The easiest and most exciting way to reach the port is on one of the many motorcycle taxis, which zip you through the streets to within inches of all obstacles in their way, before arriving at the place where the Amazon trips embark. There you can board one of the metal boats tied to the jetty, each one of which has space for around eight passengers (pick one with fewer occupants for a more comfortable journey).

 

Even though the boats whip along as fast as they can, it takes three hours to get to the most remote parts of the jungle, where the greatest opportunity of seeing wildlife exists. The river soon flows into the mighty Amazon, where it widens and changes color from brown to blue.

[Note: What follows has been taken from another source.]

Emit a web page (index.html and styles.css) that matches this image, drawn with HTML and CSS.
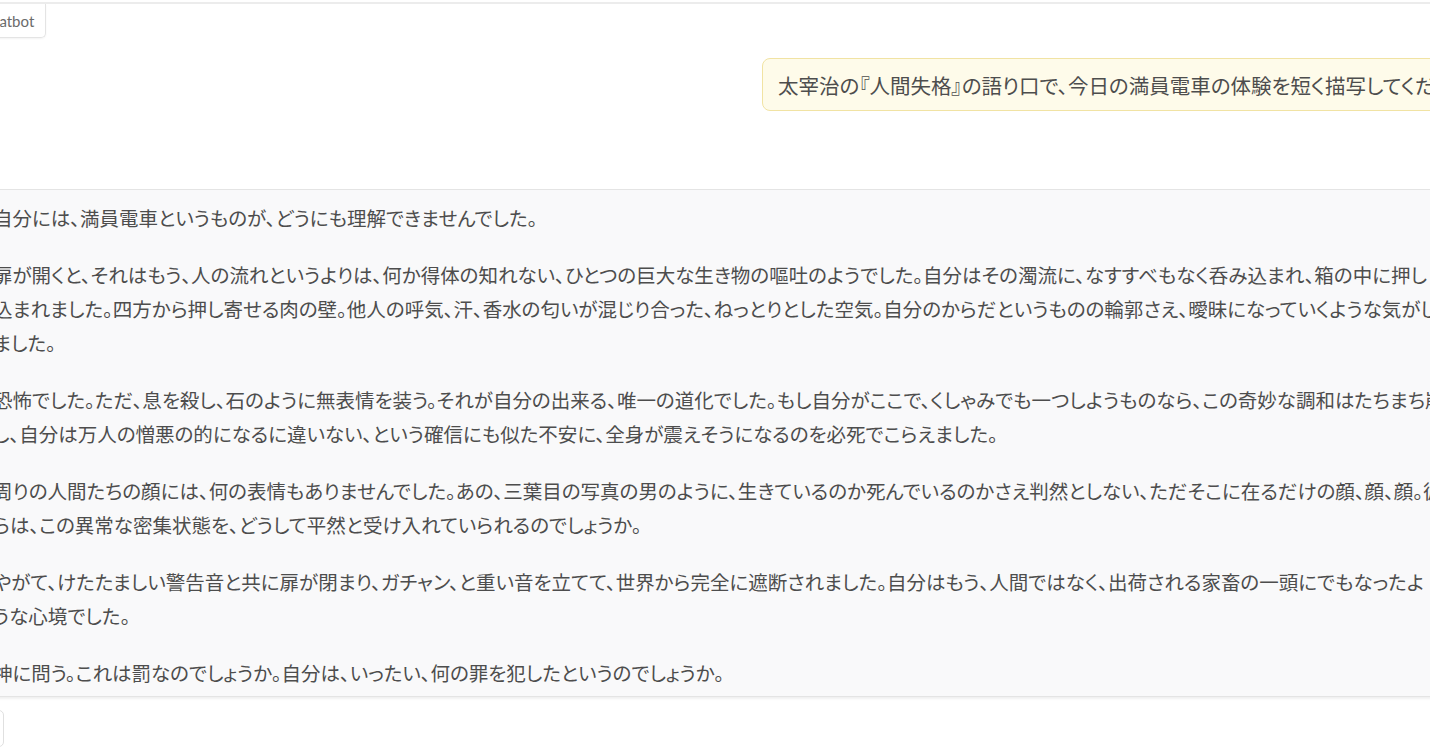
FILE: index.html
```html
<!DOCTYPE html>
<html lang="ja">
<head>
<meta charset="utf-8">
<title>Chatbot</title>
<link rel="stylesheet" href="styles.css">
</head>
<body>
<div class="page">
  <div class="block">
    <div class="label">Chatbot</div>
    <div class="user-row">
      <div class="bubble">太宰治の『人間失格』の語り口で、今日の満員電車の体験を短く描写してください。</div>
    </div>
    <div class="bot">
      <p>自分には、満員電車というものが、どうにも理解できませんでした。</p>
      <p>扉が開くと、それはもう、人の流れというよりは、何か得体の知れない、ひとつの巨大な生き物の嘔吐のようでした。自分はその濁流に、なすすべもなく呑み込まれ、箱の中に押し<br>込まれました。四方から押し寄せる肉の壁。他人の呼気、汗、香水の匂いが混じり合った、ねっとりとした空気。自分のからだというものの輪郭さえ、曖昧になっていくような気がし<br>ました。</p>
      <p>恐怖でした。ただ、息を殺し、石のように無表情を装う。それが自分の出来る、唯一の道化でした。もし自分がここで、くしゃみでも一つしようものなら、この奇妙な調和はたちまち崩壊<br>し、自分は万人の憎悪の的になるに違いない、という確信にも似た不安に、全身が震えそうになるのを必死でこらえました。</p>
      <p>周りの人間たちの顔には、何の表情もありませんでした。あの、三葉目の写真の男のように、生きているのか死んでいるのかさえ判然としない、ただそこに在るだけの顔、顔、顔。彼<br>らは、この異常な密集状態を、どうして平然と受け入れていられるのでしょうか。</p>
      <p>やがて、けたたましい警告音と共に扉が閉まり、ガチャン、と重い音を立てて、世界から完全に遮断されました。自分はもう、人間ではなく、出荷される家畜の一頭にでもなったよ<br>うな心境でした。</p>
      <p>神に問う。これは罰なのでしょうか。自分は、いったい、何の罪を犯したというのでしょうか。</p>
    </div>
    <div class="tools">
      <div class="tool-btn"></div>
    </div>
  </div>
</div>
</body>
</html>
```

FILE: styles.css
```css
html, body {
  margin: 0;
  padding: 0;
  background: #ffffff;
  overflow: hidden;
  width: 1430px;
  height: 749px;
}

.page {
  margin-left: -28px;
  width: 1800px;
}

.block {
  margin-top: 2px;
  border-top: 2px solid #ececec;
  display: flex;
  flex-direction: column;
  align-items: flex-start;
}

.label {
  height: 33px;
  display: flex;
  align-items: center;
  padding: 0 11px 0 8px;
  border: 1px solid #e4e4e4;
  border-top: none;
  border-radius: 0 0 5px 0;
  box-shadow: 0 1px 2px rgba(0, 0, 0, 0.05);
  font-family: Lato, "Liberation Sans", sans-serif;
  font-size: 15px;
  color: #6b6b6b;
}

.user-row {
  display: flex;
  padding-left: 790px;
  margin-top: 20px;
}

.bubble {
  height: 51px;
  display: flex;
  align-items: center;
  padding: 0 15px;
  background: #fefbea;
  border: 1px solid #f1e3a3;
  border-radius: 8px;
  white-space: nowrap;
  font-family: "Noto Sans CJK JP", sans-serif;
  font-feature-settings: "palt" 1;
  font-size: 20.5px;
  color: #4d4d4d;
}

.bot {
  align-self: stretch;
  margin-top: 78px;
  padding: 11px 0 6px 20px;
  background: #f9f9fa;
  border: 1px solid #e4e4e4;
  box-shadow: 0 2px 2px rgba(0, 0, 0, 0.06);
  font-family: "Noto Sans CJK JP", sans-serif;
  font-feature-settings: "palt" 1;
  font-size: 19.5px;
  line-height: 34px;
  color: #4d4d4d;
}

.bot p {
  margin: 0 0 23px 0;
  white-space: nowrap;
}

.bot p:last-child {
  margin-bottom: 0;
}

.tools {
  display: flex;
  margin-top: 13px;
}

.tool-btn {
  width: 30px;
  height: 35px;
  border: 1px solid #e0e0e0;
  border-radius: 5px;
}
```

Only once you are back on one of the tributaries, however, does the animal life explode with the arrival of storks, herons, dragonflies and flying fish.

 

The jungle lodges, which sit on stilts to raise them out of the high-rising river in the wet season, are relatively similar in looks but differ in levels of luxury and comfort. Most will offer the essential mosquito nets and plenty of hammocks on which to kick back and relax as well as jungle guides to show you the vibrant life of the rainforest. A three-day trip offers enough time to get out and explore through jungle walks and river trips.

 

At the lodge, bird calls wake you from your slumber. After a hearty breakfast, you are led through the jungle where leaf-carrying ants trot across your path, banana spiders cling to webs above your head, furry black caterpillars and big hairy tarantulas hide in sodden tree stumps and, if you are lucky, monkeys swing from the trees. Seeds and maggots are available to test your jungle taste buds, while vines dripping pure water can be chopped to quench your thirst. Piranhas swim in the river waters and are there to be fished with primitive rods, making a tasty lunch. Vultures, cormorants, kingfishers, ospreys and eagles rule the skies until the clouds arrive to scare them away, occasionally bursting into a spectacular rainforest downpour, where the only shelter offered is by the trees on the banks.

 

The jungle is a thrilling place to explore and offers a tantalizing mixture of pleasure and pain. The pain of heat, humidity and mosquito bites is counteracted by the pleasure of raw wildlife, papaya juice, hammocks and relaxation in the shade, and the ride back to Iquitos arrives all too soon.